At what point in the future are you planning to raise the FDDI MTU on the
ENSS from 4000 bytes to the default value of 4470 bytes? It has recently come
to my attention that we, and any other regional which uses a cisco router on
FDDI to peer with an ENSS, may be taking an enormous performance hit by using
the non-standard MTU - it seems that the FDDI fast-switching path on a cisco
router is automatically disabled if the interface is configured with other than
the default MTU. This may explain some of the problems we have been having
recently with high CPU utilization levels on our routers which peer with the

Can someone estimate for me the impact on an ENSS of fragmenting >4000 byte
packets? Given the relative scarcity of full-FDDI-MTU paths through the
Internet, the likelihood that packets larger than 4000 bytes will need to be
fragmented by an ENSS seems very low to me, so unless an ENSS does something
extremely stupid (such as drop packets) when faced with such a fragmentation
decision, my guess would be that we will want to optimize the common case and
run with default MTUs on our FDDI cisco routers.
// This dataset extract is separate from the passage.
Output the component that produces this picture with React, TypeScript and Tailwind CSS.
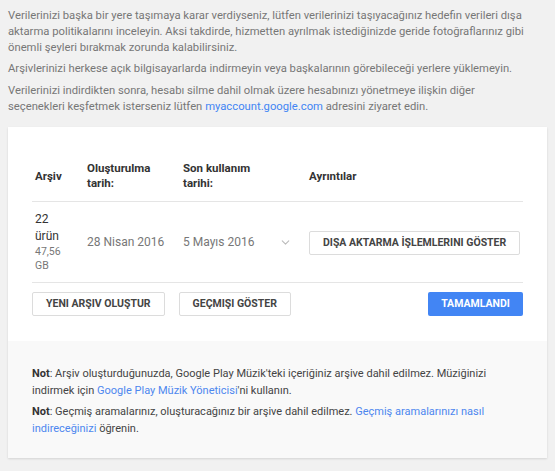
import { ChevronDown } from 'lucide-react';

const font = { fontFamily: 'Roboto, "Liberation Sans", sans-serif' };

function OutlineButton({ children }: { children: React.ReactNode }) {
  return (
    <button className="h-6 px-[13px] bg-white border border-[#dcdcdc] rounded-[2px] text-[10.5px] font-bold text-[#444] uppercase whitespace-nowrap">
      {children}
    </button>
  );
}

export default function App() {
  return (
    <div className="min-h-[471px] bg-[#f1f1f1] px-2 pt-2 pb-3" style={font}>
      {/* ── Intro text ── */}
      <div className="text-[11.25px] leading-4 text-[#777] whitespace-nowrap">
        <p>
          Verilerinizi başka bir yere taşımaya karar verdiyseniz, lütfen verilerinizi taşıyacağınız hedefin verileri dışa
          <br />
          aktarma politikalarını inceleyin. Aksi takdirde, hizmetten ayrılmak istediğinizde geride fotoğraflarınız gibi
          <br />
          önemli şeyleri bırakmak zorunda kalabilirsiniz.
        </p>
        <p className="mt-[5px]">
          Arşivlerinizi herkese açık bilgisayarlarda indirmeyin veya başkalarının görebileceği yerlere yüklemeyin.
        </p>
        <p className="mt-[6px]">
          Verilerinizi indirdikten sonra, hesabı silme dahil olmak üzere hesabınızı yönetmeye ilişkin diğer
          <br />
          seçenekleri keşfetmek isterseniz lütfen <span className="text-[#4285f4]">myaccount.google.com</span> adresini ziyaret edin.
        </p>
      </div>

      {/* ── Card ── */}
      <div className="mt-[12px] bg-white shadow-[0_1px_2px_rgba(0,0,0,0.12)]">
        <div className="px-6 pt-6 pb-[25px]">
          {/* header */}
          <div className="grid grid-cols-[52px_96px_126px_1fr] items-center h-[51px] border-b border-[#e5e5e5] text-[11.5px] leading-[15px] font-bold text-[#333]">
            <div className="pl-[3px]">Arşiv</div>
            <div className="pl-[3px]">Oluşturulma<br />tarih:</div>
            <div className="pl-[3px]">Son kullanım<br />tarihi:</div>
            <div className="pl-[3px]">Ayrıntılar</div>
          </div>

          {/* row */}
          <div className="grid grid-cols-[52px_96px_126px_1fr] items-center h-[81px] border-b border-[#e5e5e5]">
            <div className="pl-[3px]">
              <div className="text-[12px] leading-[17px] text-[#333]">22<br />ürün</div>
              <div className="text-[10.5px] leading-[14px] text-[#777]">47,56<br />GB</div>
            </div>
            <div className="pl-[3px] text-[12px] text-[#777]">28 Nisan 2016</div>
            <div className="pl-[3px] flex items-center justify-between pr-[14px] text-[12px] text-[#777]">
              <span>5 Mayıs 2016</span>
              <ChevronDown size={13} className="text-[#bbb]" strokeWidth={2} />
            </div>
            <div className="pl-[3px]">
              <OutlineButton>Dışa aktarma İşlemlerini göster</OutlineButton>
            </div>
          </div>

          {/* actions */}
          <div className="flex items-center gap-[14px] mt-[9px]">
            <OutlineButton>Yeni arşiv oluştur</OutlineButton>
            <OutlineButton>Geçmişi göster</OutlineButton>
            <button className="ml-auto h-6 w-[95px] bg-[#4285f4] rounded-[2px] text-[10.5px] font-bold text-white uppercase">
              Tamamlandı
            </button>
          </div>
        </div>

        {/* ── Footer notes ── */}
        <div className="bg-[#f9f9f9] px-6 pt-6 pb-[21px] text-[11px] leading-[17px] text-[#444] whitespace-nowrap">
          <p>
            <b className="text-[#333]">Not</b>: Arşiv oluşturduğunuzda, Google Play Müzik'teki içeriğiniz arşive dahil edilmez. Müziğinizi
            <br />
            indirmek için <span className="text-[#4d87ef]">Google Play Müzik Yöneticisi</span>'ni kullanın.
          </p>
          <p className="mt-[4px]">
            <b className="text-[#333]">Not</b>: Geçmiş aramalarınız, oluşturacağınız bir arşive dahil edilmez.{' '}
            <span className="text-[#4d87ef]">Geçmiş aramalarınızı nasıl</span>
            <br />
            <span className="text-[#4d87ef]">indireceğinizi</span> öğrenin.
          </p>
        </div>
      </div>
    </div>
  );
}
In fact, as a Friday-night
experiment, I have reset the MTUs on all of our FDDI cisco routers with no
apparent ill effect. Is this likely to cause problems for the NSFNET?

Please advise.

  Vince Fuller, BARRNet technical director

P.S. Note to BARRNet NOC folks: the FDDI MTU change, which I have applied to
     SU-A, SU-B, SU-CAMPUS, and XX1, has not been committed to NVRAM, so a
     reload (or crash) will cause it to be backed-out.